EXERCISE OBJECTIVE
Starting at the top of the listing, extract every line up to and including the one with "const current = tracks[5];". Pictures stay out of the copy.

STORED DATA
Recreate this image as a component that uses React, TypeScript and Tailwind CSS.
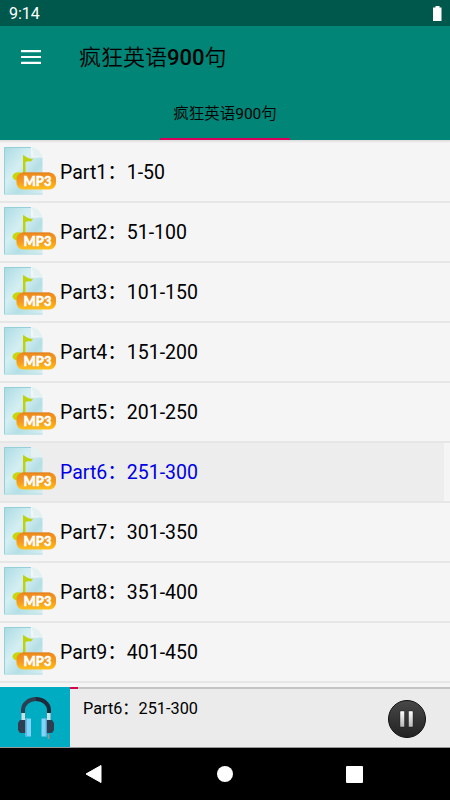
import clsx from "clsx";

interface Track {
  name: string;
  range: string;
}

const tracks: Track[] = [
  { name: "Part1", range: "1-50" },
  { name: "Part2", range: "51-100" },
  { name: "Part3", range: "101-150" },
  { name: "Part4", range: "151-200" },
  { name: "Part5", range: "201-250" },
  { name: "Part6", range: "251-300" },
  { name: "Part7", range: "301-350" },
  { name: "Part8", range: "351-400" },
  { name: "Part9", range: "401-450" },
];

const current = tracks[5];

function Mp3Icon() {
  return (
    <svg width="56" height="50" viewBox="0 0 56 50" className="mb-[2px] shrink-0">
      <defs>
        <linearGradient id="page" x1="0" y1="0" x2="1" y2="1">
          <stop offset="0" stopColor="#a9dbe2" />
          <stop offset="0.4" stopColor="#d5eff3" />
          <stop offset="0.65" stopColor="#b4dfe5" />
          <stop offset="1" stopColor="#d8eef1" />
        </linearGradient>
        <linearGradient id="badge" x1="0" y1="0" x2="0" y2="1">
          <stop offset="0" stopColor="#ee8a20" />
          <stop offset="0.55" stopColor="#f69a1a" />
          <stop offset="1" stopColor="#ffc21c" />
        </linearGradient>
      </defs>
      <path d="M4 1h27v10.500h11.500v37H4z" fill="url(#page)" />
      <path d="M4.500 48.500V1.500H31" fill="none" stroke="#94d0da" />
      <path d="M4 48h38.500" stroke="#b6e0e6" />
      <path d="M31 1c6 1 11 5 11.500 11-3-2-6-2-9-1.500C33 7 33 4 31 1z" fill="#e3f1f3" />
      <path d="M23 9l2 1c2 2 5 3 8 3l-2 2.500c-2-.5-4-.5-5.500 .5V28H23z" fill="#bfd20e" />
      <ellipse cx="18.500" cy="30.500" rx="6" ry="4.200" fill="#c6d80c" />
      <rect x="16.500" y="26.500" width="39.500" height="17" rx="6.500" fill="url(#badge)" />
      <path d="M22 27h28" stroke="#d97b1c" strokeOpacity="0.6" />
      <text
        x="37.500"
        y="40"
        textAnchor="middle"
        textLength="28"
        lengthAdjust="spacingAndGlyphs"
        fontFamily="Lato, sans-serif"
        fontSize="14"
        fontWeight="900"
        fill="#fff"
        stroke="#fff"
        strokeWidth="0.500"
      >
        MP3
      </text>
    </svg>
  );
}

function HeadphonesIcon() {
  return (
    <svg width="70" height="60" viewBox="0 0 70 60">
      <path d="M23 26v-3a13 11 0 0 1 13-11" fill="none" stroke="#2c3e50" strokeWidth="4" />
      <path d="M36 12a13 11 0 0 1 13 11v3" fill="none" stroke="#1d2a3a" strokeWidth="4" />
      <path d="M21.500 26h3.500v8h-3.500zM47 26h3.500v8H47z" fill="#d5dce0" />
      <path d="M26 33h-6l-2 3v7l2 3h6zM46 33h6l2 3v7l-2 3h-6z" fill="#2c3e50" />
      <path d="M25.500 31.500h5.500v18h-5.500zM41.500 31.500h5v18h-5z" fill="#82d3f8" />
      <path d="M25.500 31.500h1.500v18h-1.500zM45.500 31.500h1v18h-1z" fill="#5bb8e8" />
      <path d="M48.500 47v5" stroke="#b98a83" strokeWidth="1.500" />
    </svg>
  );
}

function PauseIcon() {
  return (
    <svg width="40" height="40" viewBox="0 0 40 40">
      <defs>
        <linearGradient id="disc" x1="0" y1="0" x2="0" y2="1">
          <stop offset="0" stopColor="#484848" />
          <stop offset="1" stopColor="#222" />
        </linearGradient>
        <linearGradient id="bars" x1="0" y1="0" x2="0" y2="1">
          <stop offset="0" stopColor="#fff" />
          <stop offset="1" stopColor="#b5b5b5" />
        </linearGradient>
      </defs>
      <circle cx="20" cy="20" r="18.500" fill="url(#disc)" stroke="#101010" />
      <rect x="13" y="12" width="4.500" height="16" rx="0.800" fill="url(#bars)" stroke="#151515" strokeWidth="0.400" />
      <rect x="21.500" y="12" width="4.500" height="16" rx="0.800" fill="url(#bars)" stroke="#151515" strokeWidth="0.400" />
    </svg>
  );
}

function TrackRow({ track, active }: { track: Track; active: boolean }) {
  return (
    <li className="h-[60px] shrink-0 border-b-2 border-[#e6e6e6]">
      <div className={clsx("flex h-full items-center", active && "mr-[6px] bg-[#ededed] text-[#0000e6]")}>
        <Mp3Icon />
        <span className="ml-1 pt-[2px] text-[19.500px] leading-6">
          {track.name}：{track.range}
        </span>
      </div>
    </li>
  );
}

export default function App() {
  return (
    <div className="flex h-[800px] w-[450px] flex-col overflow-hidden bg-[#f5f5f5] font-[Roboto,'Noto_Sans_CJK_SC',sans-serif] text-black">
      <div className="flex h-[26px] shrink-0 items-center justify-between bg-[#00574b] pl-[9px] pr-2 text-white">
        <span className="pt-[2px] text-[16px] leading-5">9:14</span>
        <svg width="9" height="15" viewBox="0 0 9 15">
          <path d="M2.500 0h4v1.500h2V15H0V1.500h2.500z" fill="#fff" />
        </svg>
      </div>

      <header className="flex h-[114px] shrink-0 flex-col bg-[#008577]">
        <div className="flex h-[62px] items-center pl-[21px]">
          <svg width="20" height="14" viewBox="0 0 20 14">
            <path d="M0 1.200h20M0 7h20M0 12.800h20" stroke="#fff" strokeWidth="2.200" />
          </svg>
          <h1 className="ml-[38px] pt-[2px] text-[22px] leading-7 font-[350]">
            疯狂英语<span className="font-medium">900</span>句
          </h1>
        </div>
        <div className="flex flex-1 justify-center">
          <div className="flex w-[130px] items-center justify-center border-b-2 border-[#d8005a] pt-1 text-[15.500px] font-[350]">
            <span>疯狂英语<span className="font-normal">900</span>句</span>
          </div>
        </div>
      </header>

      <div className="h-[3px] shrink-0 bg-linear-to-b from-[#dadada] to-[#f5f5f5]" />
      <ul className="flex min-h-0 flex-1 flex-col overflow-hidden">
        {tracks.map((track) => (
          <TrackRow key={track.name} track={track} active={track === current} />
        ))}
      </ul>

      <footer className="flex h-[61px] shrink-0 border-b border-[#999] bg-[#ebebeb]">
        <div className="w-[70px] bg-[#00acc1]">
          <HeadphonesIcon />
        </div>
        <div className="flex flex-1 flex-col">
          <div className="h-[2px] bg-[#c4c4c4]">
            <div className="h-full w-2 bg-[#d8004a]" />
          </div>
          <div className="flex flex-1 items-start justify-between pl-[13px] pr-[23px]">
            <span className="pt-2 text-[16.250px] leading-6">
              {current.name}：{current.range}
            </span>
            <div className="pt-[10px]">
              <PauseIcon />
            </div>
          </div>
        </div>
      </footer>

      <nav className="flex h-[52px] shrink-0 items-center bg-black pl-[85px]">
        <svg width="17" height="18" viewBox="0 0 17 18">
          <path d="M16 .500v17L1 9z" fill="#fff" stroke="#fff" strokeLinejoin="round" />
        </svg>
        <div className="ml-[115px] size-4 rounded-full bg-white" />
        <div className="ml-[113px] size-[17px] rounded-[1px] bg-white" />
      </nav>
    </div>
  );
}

FINISHED EXERCISE
Recreate this image as a component that uses React, TypeScript and Tailwind CSS.
import clsx from "clsx";

interface Track {
  name: string;
  range: string;
}

const tracks: Track[] = [
  { name: "Part1", range: "1-50" },
  { name: "Part2", range: "51-100" },
  { name: "Part3", range: "101-150" },
  { name: "Part4", range: "151-200" },
  { name: "Part5", range: "201-250" },
  { name: "Part6", range: "251-300" },
  { name: "Part7", range: "301-350" },
  { name: "Part8", range: "351-400" },
  { name: "Part9", range: "401-450" },
];

const current = tracks[5];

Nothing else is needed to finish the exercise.